In test screenings, Mr. Byrnes engendered such a frenzy among the women in the audience that the film soon became a series and his character — resuscitated, one assumes, after a spin in the electric chair — was reborn as Kookie. (In later episodes Kookie has graduated from parking cars to playing junior detective.)
Although Mr. Byrnes appeared elsewhere in other roles, he found it hard to slip Kookie’s yoke. He reprised the character on several shows of the early ’60s, including “Hawaiian Eye” and “Surfside 6,” as well as in “Kookie & Co.,” a 1964 movie for West German television.
By the time “77 Sunset Strip” wound down, Mr. Byrnes wrote, he had become mired in drugs, alcohol and depression — first amid the pressures of fame, later amid the reality of being unable to land more significant roles. He hit bottom in 1982, eventually attaining sobriety with the aid of a 12-step program.

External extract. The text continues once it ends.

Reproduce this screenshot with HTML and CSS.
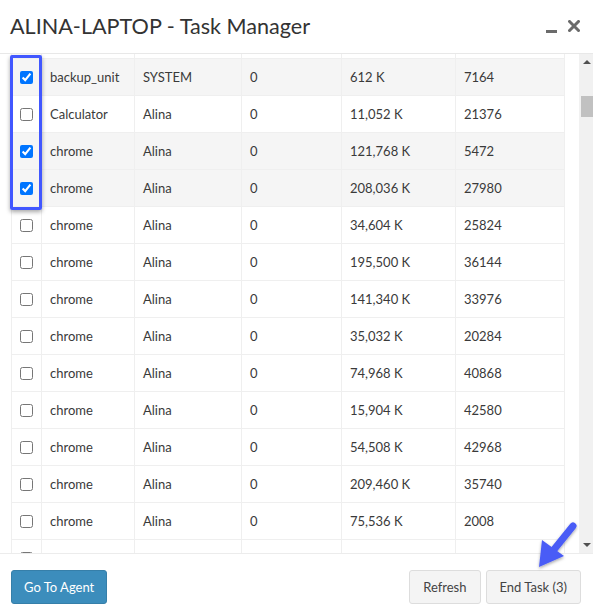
FILE: index.html
```html
<!DOCTYPE html>
<html>
<head>
<meta charset="utf-8">
<link rel="stylesheet" href="styles.css">
</head>
<body>
<div class="modal">
  <div class="header">
    <div class="title">ALINA-LAPTOP - Task Manager</div>
    <div class="tools">
      <span class="minimize"></span>
      <svg class="close" width="12" height="12" viewBox="0 0 12 12"><path d="M1.5 1.5 L10.5 10.5 M10.5 1.5 L1.5 10.5" stroke="#6b6b6b" stroke-width="3" stroke-linecap="square"/></svg>
    </div>
  </div>
  <div class="body">
    <div class="table-wrap">
      <table class="grid">
        <colgroup><col class="c1"><col class="c2"><col class="c3"><col class="c4"><col class="c5"><col class="c6"></colgroup>
        <tr class="tail"><td></td><td></td><td></td><td></td><td></td><td></td></tr>
        <tr class="sel"><td class="cb"><input type="checkbox" checked></td><td>backup_unit</td><td>SYSTEM</td><td>0</td><td>612 K</td><td>7164</td></tr>
        <tr><td class="cb"><input type="checkbox"></td><td>Calculator</td><td>Alina</td><td>0</td><td>11,052 K</td><td>21376</td></tr>
        <tr class="sel"><td class="cb"><input type="checkbox" checked></td><td>chrome</td><td>Alina</td><td>0</td><td>121,768 K</td><td>5472</td></tr>
        <tr class="sel"><td class="cb"><input type="checkbox" checked></td><td>chrome</td><td>Alina</td><td>0</td><td>208,036 K</td><td>27980</td></tr>
        <tr><td class="cb"><input type="checkbox"></td><td>chrome</td><td>Alina</td><td>0</td><td>34,604 K</td><td>25824</td></tr>
        <tr><td class="cb"><input type="checkbox"></td><td>chrome</td><td>Alina</td><td>0</td><td>195,500 K</td><td>36144</td></tr>
        <tr><td class="cb"><input type="checkbox"></td><td>chrome</td><td>Alina</td><td>0</td><td>141,340 K</td><td>33976</td></tr>
        <tr><td class="cb"><input type="checkbox"></td><td>chrome</td><td>Alina</td><td>0</td><td>35,032 K</td><td>20284</td></tr>
        <tr><td class="cb"><input type="checkbox"></td><td>chrome</td><td>Alina</td><td>0</td><td>74,968 K</td><td>40868</td></tr>
        <tr><td class="cb"><input type="checkbox"></td><td>chrome</td><td>Alina</td><td>0</td><td>15,904 K</td><td>42580</td></tr>
        <tr><td class="cb"><input type="checkbox"></td><td>chrome</td><td>Alina</td><td>0</td><td>54,508 K</td><td>42968</td></tr>
        <tr><td class="cb"><input type="checkbox"></td><td>chrome</td><td>Alina</td><td>0</td><td>209,460 K</td><td>35740</td></tr>
        <tr><td class="cb"><input type="checkbox"></td><td>chrome</td><td>Alina</td><td>0</td><td>75,536 K</td><td>2008</td></tr>
        <tr><td class="cb"><input type="checkbox"></td><td>chrome</td><td>Alina</td><td>0</td><td>36,120 K</td><td>19904</td></tr>
      </table>
      <div class="highlight"></div>
    </div>
    <div class="scrollbar">
      <div class="arrow up"></div>
      <div class="thumb"></div>
      <div class="spacer"></div>
      <div class="arrow down"></div>
    </div>
  </div>
  <div class="footer">
    <button class="btn primary">Go To Agent</button>
    <div class="right">
      <button class="btn">Refresh</button>
      <button class="btn">End Task (3)</button>
    </div>
  </div>
  <svg class="pointer" width="60" height="60" viewBox="530 515 60 60">
    <defs>
      <filter id="sh" x="-30%" y="-30%" width="160%" height="160%"><feDropShadow dx="0" dy="1.5" stdDeviation="1.5" flood-color="#000" flood-opacity="0.35"/></filter>
    </defs>
    <g filter="url(#sh)">
      <line x1="573" y1="526" x2="552" y2="552" stroke="#4a5cf6" stroke-width="7" stroke-linecap="round"/>
      <polygon points="539,567 542,540 564,556" fill="#4a5cf6"/>
    </g>
  </svg>
</div>
</body>
</html>
```
FILE: styles.css
```css
* { box-sizing: border-box; }
html, body { margin: 0; padding: 0; overflow: hidden; }
body {
  width: 593px;
  height: 613px;
  background: #fff;
  font-family: Lato, "Open Sans", sans-serif;
  color: #3a3a3a;
}
.modal { position: relative; width: 593px; height: 613px; }
.header {
  height: 54px;
  border-bottom: 1px solid #e8e8e8;
  display: flex;
  align-items: center;
  justify-content: space-between;
  padding: 0 13px 0 10px;
}
.title { font-size: 21.6px; color: #333; padding-bottom: 1px; letter-spacing: 0; }
.tools { display: flex; align-items: flex-start; gap: 11px; height: 20px; padding-top: 2px; }
.minimize { display: block; width: 11px; height: 3px; background: #6b6b6b; margin-top: 11px; }
.close { display: block; margin-top: 1px; }
.body { display: flex; height: 499px; overflow: hidden; }
.table-wrap { position: relative; padding-left: 11px; width: 579px; padding-right: 16px; overflow: hidden; }
.grid {
  border-collapse: collapse;
  table-layout: fixed;
  width: 553px;
  font-size: 13px;
  margin-top: -1px;
}
.c1 { width: 30px; } .c2 { width: 93px; } .c3 { width: 107px; } .c4 { width: 100px; } .c5 { width: 114px; } .c6 { width: 109px; }
.grid td {
  border: 1px solid #efefef;
  height: 37px;
  padding: 0 8px;
  white-space: nowrap;
  vertical-align: middle;
}
.grid tr.tail td { height: 5px; }
.grid tr.sel td { background: #f5f5f5; }
.grid td.cb { padding: 0; text-align: center; }
.grid input { margin: 0; width: 13px; height: 13px; vertical-align: middle; position: relative; top: -1px; left: 0px; }
.highlight {
  position: absolute;
  left: 10px;
  top: 1px;
  width: 32px;
  height: 155px;
  border: 3px solid #4157ff;
  border-radius: 2px;
  box-shadow: 0 2px 4px rgba(0,0,0,0.35);
}
.scrollbar {
  width: 14px;
  background: #f1f1f1;
  display: flex;
  flex-direction: column;
  align-items: stretch;
}
.arrow { height: 17px; position: relative; }
.arrow::after {
  content: "";
  position: absolute;
  left: 4px;
  border-left: 4px solid transparent;
  border-right: 4px solid transparent;
}
.arrow.up::after { top: 6px; border-bottom: 4px solid #505050; }
.arrow.down::after { top: 7px; border-top: 4px solid #505050; }
.thumb { height: 21px; margin: 25px 0 0 2px; background: #c1c1c1; }
.spacer { flex: 1; }
.footer {
  border-top: 1px solid #ececec;
  display: flex;
  justify-content: space-between;
  padding: 16px 12px 0 11px;
}
.right { display: flex; gap: 5px; }
.btn {
  height: 34px;
  font-family: Lato, "Open Sans", sans-serif;
  font-size: 13px;
  padding: 0 13px;
  border-radius: 3px;
  border: 1px solid #ddd;
  background: #f4f4f4;
  color: #444;
}
.btn.primary { background: #3c8dbc; border-color: #367fa9; color: #fff; padding: 0 12px; }
.pointer { position: absolute; left: 530px; top: 515px; }
```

Mr. Byrnes’s marriage to Asa Maynor, whom he wed in 1962, ended in divorce. Their son, Logan, is a news anchor at KUSI in San Diego. Complete information on survivors was not immediately available.
His other television credits include “The Love Boat,” “Fantasy Island,” “Simon & Simon” and “Murder, She Wrote.” His film roles include Vince Fontaine, the oleaginous host of a TV dance-party show, in “Grease” (1978).
If Mr. Byrnes’s later career did not accord him the stardom of which he had once dreamed, he was, by his own account, content. There was one topic, though, on which he would seldom consent to be interviewed.
The subject was hair care. “I won’t talk about it,” he told The Washington Post in 1998, “unless someone’s paying me.”